Living in Israel has not come without its hardships. Sally has felt first-hand the perils of the Arab-Israeli conflict – her sister Joanie was killed in a suicide bombing on a Jerusalem bus in 1995.
"It was near the Rene Cassin school," says Oren. "Joanie was in a nearby bus and when the terrorist blew up she was killed instantly." Joanie was 47 years-old at the time of her death and had been in Israel on sabbatical at the Hebrew University in Jerusalem.
Ever since returning from the states, the Oren's have lived in a modest rented apartment in north Tel Aviv, the sea visible from the window. "I would not live in Caesarea, for example," says Sally. "I like the city. In the meantime we don't have our own home but we want to stay in Tel Aviv. I like that it's close to the Yarkon River because Michael likes to row."
When asked if she would want to return to Jerusalem, Oren says that while she loves Jerusalem, it has become more Orthodox. "There were areas that closed down on Shabbat and it was uncomfortable. The atmosphere changed."

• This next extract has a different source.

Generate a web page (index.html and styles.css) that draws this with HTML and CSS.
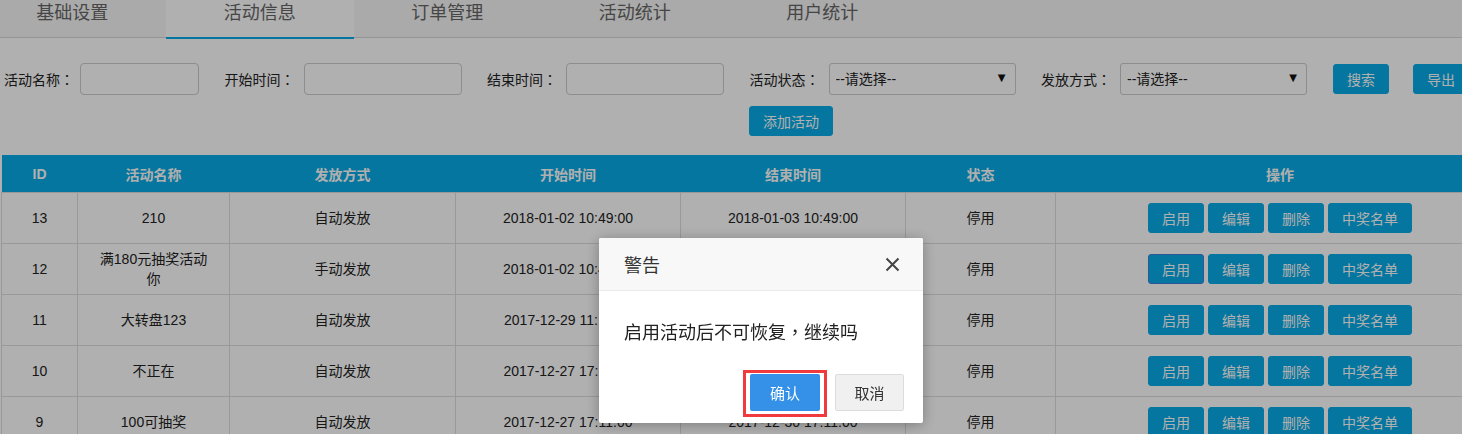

When asked if she was surprised by Michael's decision to join the political arena, Sally says that she knew that it was inevitable. "I always knew it was on the way, but nobody expected that it would come so quickly. We thought there would be another year to get organized and the elections came as a surprise. We debated, because it was close to our return from Washington, but in the end I said to Michael – 'I support you.' He likes challenges."